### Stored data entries
#####

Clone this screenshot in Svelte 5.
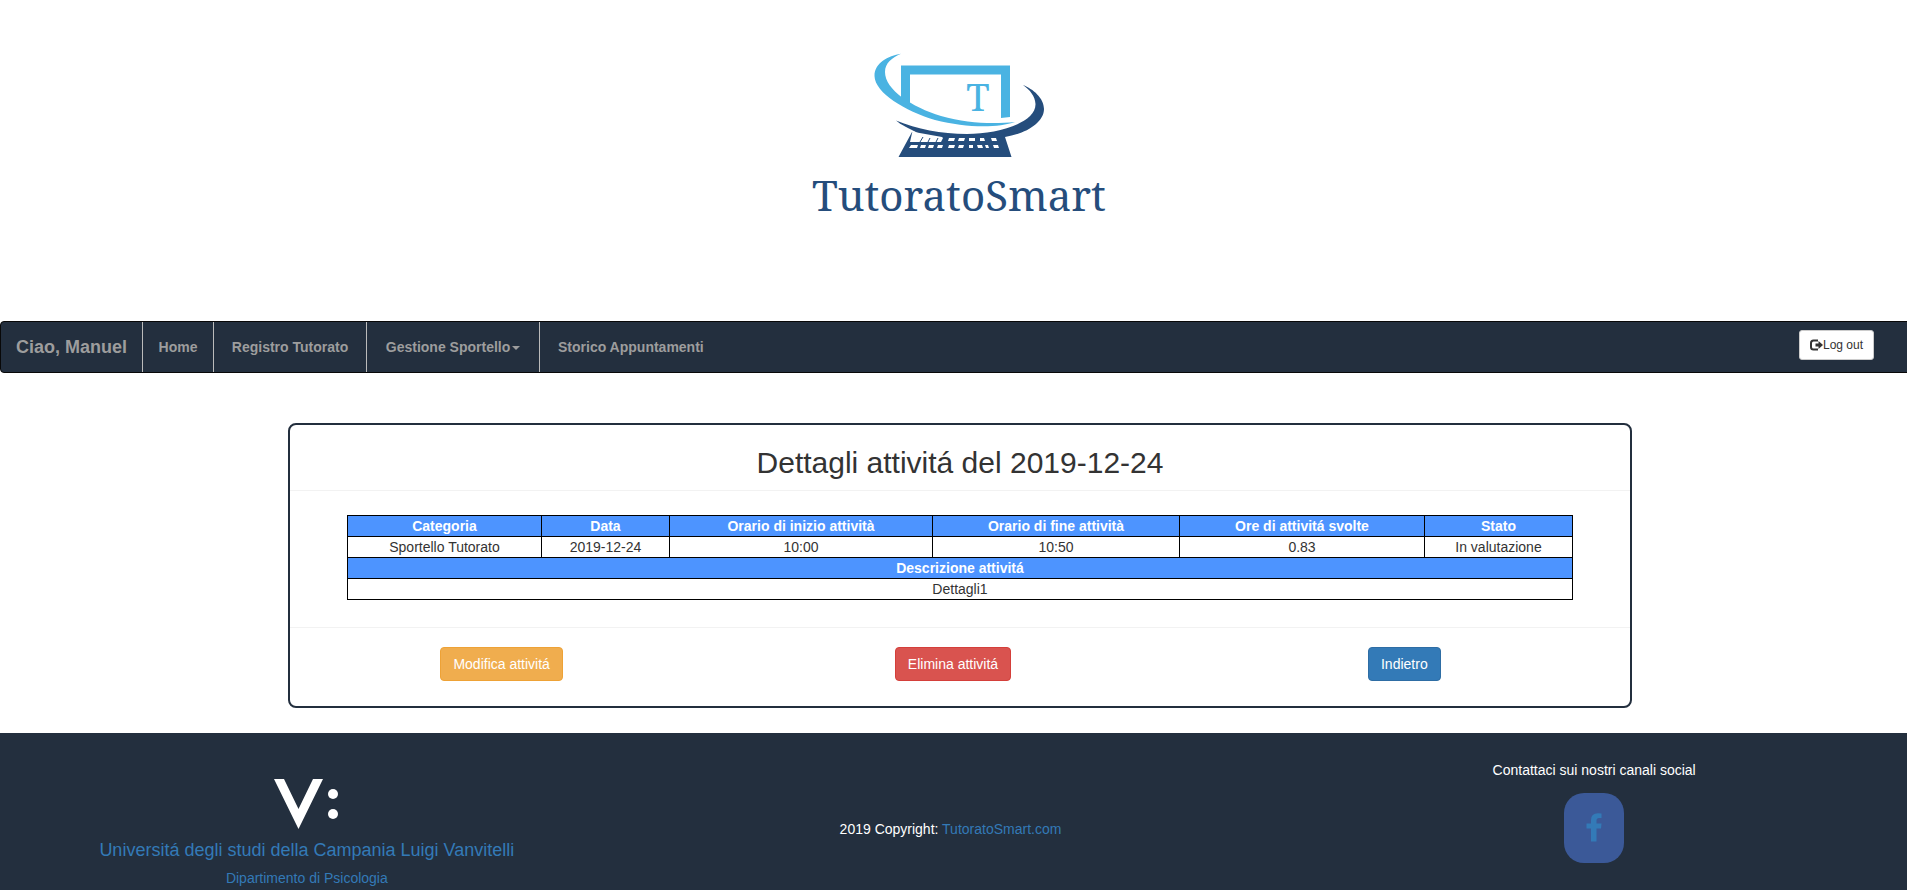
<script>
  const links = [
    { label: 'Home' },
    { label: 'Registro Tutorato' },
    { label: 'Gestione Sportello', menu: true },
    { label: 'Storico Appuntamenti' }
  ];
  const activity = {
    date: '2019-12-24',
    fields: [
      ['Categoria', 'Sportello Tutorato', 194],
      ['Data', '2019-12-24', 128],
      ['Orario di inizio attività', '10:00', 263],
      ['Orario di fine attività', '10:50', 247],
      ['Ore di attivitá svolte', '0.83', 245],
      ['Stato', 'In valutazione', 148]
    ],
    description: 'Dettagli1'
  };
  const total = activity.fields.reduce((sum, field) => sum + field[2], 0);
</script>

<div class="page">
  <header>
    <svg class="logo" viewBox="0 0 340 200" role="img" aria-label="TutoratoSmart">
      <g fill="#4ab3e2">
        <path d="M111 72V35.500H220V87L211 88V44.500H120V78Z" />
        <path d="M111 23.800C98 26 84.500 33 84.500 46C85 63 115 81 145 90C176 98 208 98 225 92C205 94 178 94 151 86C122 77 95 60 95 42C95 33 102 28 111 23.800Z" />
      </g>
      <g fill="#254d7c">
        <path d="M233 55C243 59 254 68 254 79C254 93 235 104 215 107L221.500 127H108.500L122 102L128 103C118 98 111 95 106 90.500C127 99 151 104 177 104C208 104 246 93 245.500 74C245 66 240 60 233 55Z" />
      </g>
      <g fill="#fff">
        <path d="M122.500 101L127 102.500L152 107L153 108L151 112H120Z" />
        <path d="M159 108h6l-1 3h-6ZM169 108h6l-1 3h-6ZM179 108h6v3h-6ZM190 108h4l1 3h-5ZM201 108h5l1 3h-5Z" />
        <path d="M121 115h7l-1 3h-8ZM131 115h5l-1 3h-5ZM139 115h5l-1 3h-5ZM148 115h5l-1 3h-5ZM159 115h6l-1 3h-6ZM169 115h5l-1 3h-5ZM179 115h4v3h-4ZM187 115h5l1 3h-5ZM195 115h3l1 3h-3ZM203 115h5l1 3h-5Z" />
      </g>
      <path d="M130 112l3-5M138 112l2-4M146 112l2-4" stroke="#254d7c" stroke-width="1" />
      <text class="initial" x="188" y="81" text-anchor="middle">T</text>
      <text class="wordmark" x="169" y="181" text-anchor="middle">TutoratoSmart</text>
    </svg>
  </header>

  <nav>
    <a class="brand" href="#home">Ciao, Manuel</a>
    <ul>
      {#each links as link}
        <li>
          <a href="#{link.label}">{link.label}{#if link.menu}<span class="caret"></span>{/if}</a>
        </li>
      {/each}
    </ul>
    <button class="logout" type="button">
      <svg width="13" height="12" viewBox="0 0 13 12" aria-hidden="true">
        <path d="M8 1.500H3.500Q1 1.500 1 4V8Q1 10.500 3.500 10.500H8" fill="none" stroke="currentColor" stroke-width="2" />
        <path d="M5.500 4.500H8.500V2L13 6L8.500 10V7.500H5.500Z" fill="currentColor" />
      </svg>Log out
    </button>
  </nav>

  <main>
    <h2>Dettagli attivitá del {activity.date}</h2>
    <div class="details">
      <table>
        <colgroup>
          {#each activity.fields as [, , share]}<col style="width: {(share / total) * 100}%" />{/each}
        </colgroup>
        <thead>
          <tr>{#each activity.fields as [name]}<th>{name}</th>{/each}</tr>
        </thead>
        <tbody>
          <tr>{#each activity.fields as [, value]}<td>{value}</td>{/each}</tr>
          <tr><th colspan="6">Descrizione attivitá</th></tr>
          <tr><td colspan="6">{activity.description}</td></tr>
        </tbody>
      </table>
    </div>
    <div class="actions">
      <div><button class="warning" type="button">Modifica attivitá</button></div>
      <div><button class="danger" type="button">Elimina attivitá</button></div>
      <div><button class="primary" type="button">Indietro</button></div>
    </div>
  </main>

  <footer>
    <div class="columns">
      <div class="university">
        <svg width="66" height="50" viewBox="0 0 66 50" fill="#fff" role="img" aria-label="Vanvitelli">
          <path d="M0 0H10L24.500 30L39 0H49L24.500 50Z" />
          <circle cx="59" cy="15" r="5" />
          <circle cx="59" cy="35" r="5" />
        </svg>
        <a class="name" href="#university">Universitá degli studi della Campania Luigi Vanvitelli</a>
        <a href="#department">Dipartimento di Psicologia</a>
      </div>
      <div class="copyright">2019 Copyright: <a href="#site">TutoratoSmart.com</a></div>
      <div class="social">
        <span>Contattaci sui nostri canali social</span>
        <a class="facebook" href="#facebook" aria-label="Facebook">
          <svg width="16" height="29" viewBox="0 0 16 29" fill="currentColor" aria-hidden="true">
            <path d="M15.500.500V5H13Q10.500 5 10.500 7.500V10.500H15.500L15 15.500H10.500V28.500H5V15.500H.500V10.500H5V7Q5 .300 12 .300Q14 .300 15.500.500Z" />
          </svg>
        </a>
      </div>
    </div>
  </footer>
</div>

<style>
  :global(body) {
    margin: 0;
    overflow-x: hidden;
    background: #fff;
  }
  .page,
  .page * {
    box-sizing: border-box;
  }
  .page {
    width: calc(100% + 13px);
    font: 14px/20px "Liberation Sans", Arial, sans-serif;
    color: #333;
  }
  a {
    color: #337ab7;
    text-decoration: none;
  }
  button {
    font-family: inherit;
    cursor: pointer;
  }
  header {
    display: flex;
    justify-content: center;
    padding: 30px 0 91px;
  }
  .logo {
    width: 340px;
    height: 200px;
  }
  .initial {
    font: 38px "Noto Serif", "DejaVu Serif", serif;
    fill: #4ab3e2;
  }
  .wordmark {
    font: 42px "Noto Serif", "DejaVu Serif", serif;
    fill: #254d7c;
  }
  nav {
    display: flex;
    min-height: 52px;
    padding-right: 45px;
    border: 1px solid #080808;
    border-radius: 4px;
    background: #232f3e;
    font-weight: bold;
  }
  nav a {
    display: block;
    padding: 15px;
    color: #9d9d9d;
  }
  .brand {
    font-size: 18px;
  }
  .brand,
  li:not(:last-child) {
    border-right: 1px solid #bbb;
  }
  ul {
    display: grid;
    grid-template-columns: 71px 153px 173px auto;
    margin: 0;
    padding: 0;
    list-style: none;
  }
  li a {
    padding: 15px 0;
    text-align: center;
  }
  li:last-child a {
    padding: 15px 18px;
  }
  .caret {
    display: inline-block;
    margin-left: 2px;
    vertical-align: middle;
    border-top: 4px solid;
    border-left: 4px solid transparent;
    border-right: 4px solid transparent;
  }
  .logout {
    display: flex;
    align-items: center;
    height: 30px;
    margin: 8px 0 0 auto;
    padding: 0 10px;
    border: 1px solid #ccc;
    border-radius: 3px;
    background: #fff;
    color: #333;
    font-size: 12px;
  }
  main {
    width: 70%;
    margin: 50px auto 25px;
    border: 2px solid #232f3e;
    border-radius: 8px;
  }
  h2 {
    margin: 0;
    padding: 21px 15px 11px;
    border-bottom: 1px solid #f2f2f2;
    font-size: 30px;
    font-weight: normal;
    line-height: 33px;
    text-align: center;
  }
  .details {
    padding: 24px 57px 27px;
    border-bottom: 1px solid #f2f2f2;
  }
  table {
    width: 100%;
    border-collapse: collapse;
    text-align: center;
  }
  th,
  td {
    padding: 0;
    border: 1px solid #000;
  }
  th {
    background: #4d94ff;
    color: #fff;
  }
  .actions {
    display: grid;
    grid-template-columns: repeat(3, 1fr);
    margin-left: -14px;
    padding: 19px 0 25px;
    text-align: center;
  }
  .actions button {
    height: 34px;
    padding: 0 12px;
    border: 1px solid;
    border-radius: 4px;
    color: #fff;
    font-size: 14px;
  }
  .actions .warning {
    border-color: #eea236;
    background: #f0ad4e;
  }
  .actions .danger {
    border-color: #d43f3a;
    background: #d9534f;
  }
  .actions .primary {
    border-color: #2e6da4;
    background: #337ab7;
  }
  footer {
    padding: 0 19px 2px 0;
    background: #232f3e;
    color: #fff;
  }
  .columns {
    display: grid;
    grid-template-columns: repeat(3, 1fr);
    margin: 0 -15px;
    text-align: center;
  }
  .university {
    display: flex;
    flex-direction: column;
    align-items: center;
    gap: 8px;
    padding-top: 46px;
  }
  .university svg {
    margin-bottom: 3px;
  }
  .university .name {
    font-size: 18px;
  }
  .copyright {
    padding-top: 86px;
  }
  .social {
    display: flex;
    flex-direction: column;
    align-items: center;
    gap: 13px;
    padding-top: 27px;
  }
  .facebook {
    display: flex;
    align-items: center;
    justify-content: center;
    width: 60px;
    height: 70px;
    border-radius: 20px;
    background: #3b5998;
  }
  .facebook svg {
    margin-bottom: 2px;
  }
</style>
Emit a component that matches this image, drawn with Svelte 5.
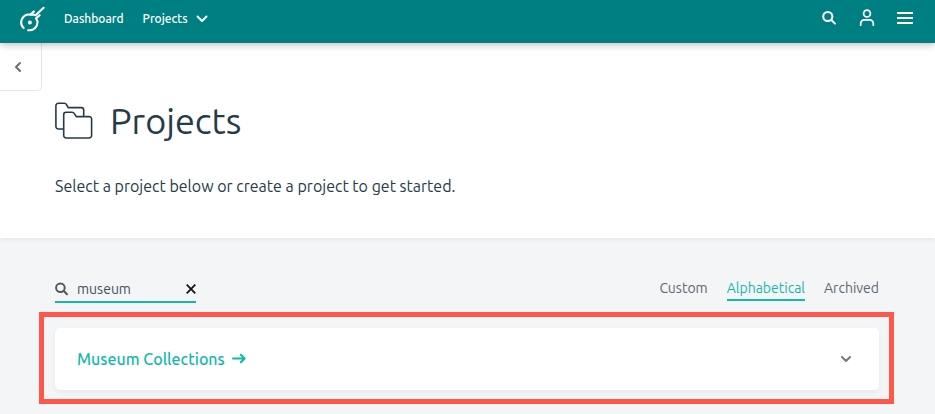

#####

### YOUR TASK
Where a line above includes "Svelte", copy that line.

### FINISHED TASK
Clone this screenshot in Svelte 5.
Emit a component that matches this image, drawn with Svelte 5.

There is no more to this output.